[TASK TO COMPLETE] Quote the data below in full, minus the images.

◇ ◇ ◇ ◇ ◇

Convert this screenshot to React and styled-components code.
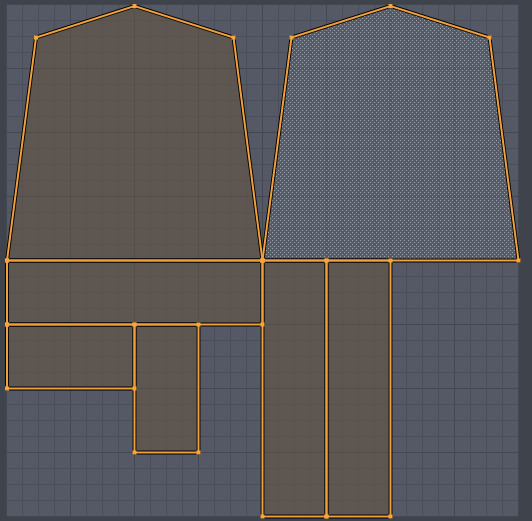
import React from "react";
import styled, { createGlobalStyle } from "styled-components";

const GlobalStyle = createGlobalStyle`
  html, body {
    margin: 0;
    padding: 0;
    background: #3f434c;
    font-family: "DejaVu Sans", sans-serif;
  }
`;

const Frame = styled.div`
  width: 532px;
  height: 521px;
  box-sizing: border-box;
  padding: 5px 0 0 7px;
  background: #3f434c;
  overflow: hidden;
`;

const Canvas = styled.svg`
  display: block;
  width: 511px;
  height: 511px;
  overflow: visible;
  background: #545965;
`;

const EDGE = "#f0a03c";
const VERT = "#f7a63f";

// UV islands, in window pixel coordinates
const faces = [
  { pts: [[7, 260.5], [36, 37.5], [134.5, 6], [233.5, 37.5], [262.5, 260.5]] },
  { pts: [[262.5, 260.5], [291.5, 37.5], [390.5, 6], [489.5, 37.5], [518.5, 260.5]], active: true },
  { pts: [[7, 260.5], [262.5, 260.5], [262.5, 324.5], [7, 324.5]] },
  { pts: [[7, 324.5], [134.5, 324.5], [134.5, 388.5], [7, 388.5]] },
  { pts: [[134.5, 324.5], [198.5, 324.5], [198.5, 452.5], [134.5, 452.5]] },
  { pts: [[262.5, 260.5], [326.5, 260.5], [326.5, 516.5], [262.5, 516.5]] },
  { pts: [[326.5, 260.5], [390.5, 260.5], [390.5, 516.5], [326.5, 516.5]] },
];

const toPoints = (pts) => pts.map((p) => p.join(",")).join(" ");

const GridLines = () => {
  const lines = [];
  for (let k = 0; k <= 32; k++) {
    const major = k % 4 === 0;
    const x = 6.5 + 16 * k;
    const y = 4.5 + 16 * k;
    const stroke = major ? "#43474f" : "#4a4e58";
    lines.push(<line key={"v" + k} x1={x} y1={5} x2={x} y2={516} stroke={stroke} strokeWidth="1" />);
    lines.push(<line key={"h" + k} x1={7} y1={y} x2={518} y2={y} stroke={stroke} strokeWidth="1" />);
  }
  return <g>{lines}</g>;
};

const App = () => {
  const verts = [];
  faces.forEach((f) => f.pts.forEach((p) => verts.push(p)));
  return (
    <>
      <GlobalStyle />
      <Frame>
        <Canvas viewBox="7 5 511 511" xmlns="http://www.w3.org/2000/svg">
          <defs>
            <pattern id="stipple" width="4" height="4" patternUnits="userSpaceOnUse">
              <rect x="0" y="0" width="1" height="1" fill="#aeb2b9" />
              <rect x="2" y="2" width="1" height="1" fill="#aeb2b9" />
            </pattern>
          </defs>
          <rect x="7" y="5" width="511" height="511" fill="#545965" />
          <GridLines />
          {faces.map((f, i) =>
            f.active ? (
              <g key={i}>
                <polygon points={toPoints(f.pts)} fill="rgba(95,100,112,0.35)" />
                <polygon points={toPoints(f.pts)} fill="url(#stipple)" opacity="0.8" />
              </g>
            ) : (
              <polygon key={i} points={toPoints(f.pts)} fill="rgba(104,84,62,0.5)" />
            )
          )}
          {faces.map((f, i) => (
            <polygon key={"b" + i} points={toPoints(f.pts)} fill="none" stroke="#000" strokeWidth="3.8" strokeLinejoin="miter" />
          ))}
          {faces.map((f, i) => (
            <polygon key={"o" + i} points={toPoints(f.pts)} fill="none" stroke={EDGE} strokeWidth="2" strokeLinejoin="miter" />
          ))}
          {verts.map(([x, y], i) => (
            <rect key={"p" + i} x={x - 2} y={y - 2} width="4" height="4" fill={VERT} />
          ))}
        </Canvas>
      </Frame>
    </>
  );
};

export default App;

◇ ◇ ◇ ◇ ◇

[OUTPUT OF THE TASK]
Convert this screenshot to React and styled-components code.
import React from "react";
import styled, { createGlobalStyle } from "styled-components";

const GlobalStyle = createGlobalStyle`
  html, body {
    margin: 0;
    padding: 0;
    background: #3f434c;
    font-family: "DejaVu Sans", sans-serif;
  }
`;

const Frame = styled.div`
  width: 532px;
  height: 521px;
  box-sizing: border-box;
  padding: 5px 0 0 7px;
  background: #3f434c;
  overflow: hidden;
`;

const Canvas = styled.svg`
  display: block;
  width: 511px;
  height: 511px;
  overflow: visible;
  background: #545965;
`;

const EDGE = "#f0a03c";
const VERT = "#f7a63f";

// UV islands, in window pixel coordinates
const faces = [
  { pts: [[7, 260.5], [36, 37.5], [134.5, 6], [233.5, 37.5], [262.5, 260.5]] },
  { pts: [[262.5, 260.5], [291.5, 37.5], [390.5, 6], [489.5, 37.5], [518.5, 260.5]], active: true },
  { pts: [[7, 260.5], [262.5, 260.5], [262.5, 324.5], [7, 324.5]] },
  { pts: [[7, 324.5], [134.5, 324.5], [134.5, 388.5], [7, 388.5]] },
  { pts: [[134.5, 324.5], [198.5, 324.5], [198.5, 452.5], [134.5, 452.5]] },
  { pts: [[262.5, 260.5], [326.5, 260.5], [326.5, 516.5], [262.5, 516.5]] },
  { pts: [[326.5, 260.5], [390.5, 260.5], [390.5, 516.5], [326.5, 516.5]] },
];

const toPoints = (pts) => pts.map((p) => p.join(",")).join(" ");

const GridLines = () => {
  const lines = [];
  for (let k = 0; k <= 32; k++) {
    const major = k % 4 === 0;
    const x = 6.5 + 16 * k;
    const y = 4.5 + 16 * k;
    const stroke = major ? "#43474f" : "#4a4e58";
    lines.push(<line key={"v" + k} x1={x} y1={5} x2={x} y2={516} stroke={stroke} strokeWidth="1" />);
    lines.push(<line key={"h" + k} x1={7} y1={y} x2={518} y2={y} stroke={stroke} strokeWidth="1" />);
  }
  return <g>{lines}</g>;
};

const App = () => {
  const verts = [];
  faces.forEach((f) => f.pts.forEach((p) => verts.push(p)));
  return (
    <>
      <GlobalStyle />
      <Frame>
        <Canvas viewBox="7 5 511 511" xmlns="http://www.w3.org/2000/svg">
          <defs>
            <pattern id="stipple" width="4" height="4" patternUnits="userSpaceOnUse">
              <rect x="0" y="0" width="1" height="1" fill="#aeb2b9" />
              <rect x="2" y="2" width="1" height="1" fill="#aeb2b9" />
            </pattern>
          </defs>
          <rect x="7" y="5" width="511" height="511" fill="#545965" />
          <GridLines />
          {faces.map((f, i) =>
            f.active ? (
              <g key={i}>
                <polygon points={toPoints(f.pts)} fill="rgba(95,100,112,0.35)" />
                <polygon points={toPoints(f.pts)} fill="url(#stipple)" opacity="0.8" />
              </g>
            ) : (
              <polygon key={i} points={toPoints(f.pts)} fill="rgba(104,84,62,0.5)" />
            )
          )}
          {faces.map((f, i) => (
            <polygon key={"b" + i} points={toPoints(f.pts)} fill="none" stroke="#000" strokeWidth="3.8" strokeLinejoin="miter" />
          ))}
          {faces.map((f, i) => (
            <polygon key={"o" + i} points={toPoints(f.pts)} fill="none" stroke={EDGE} strokeWidth="2" strokeLinejoin="miter" />
          ))}
          {verts.map(([x, y], i) => (
            <rect key={"p" + i} x={x - 2} y={y - 2} width="4" height="4" fill={VERT} />
          ))}
        </Canvas>
      </Frame>
    </>
  );
};

export default App;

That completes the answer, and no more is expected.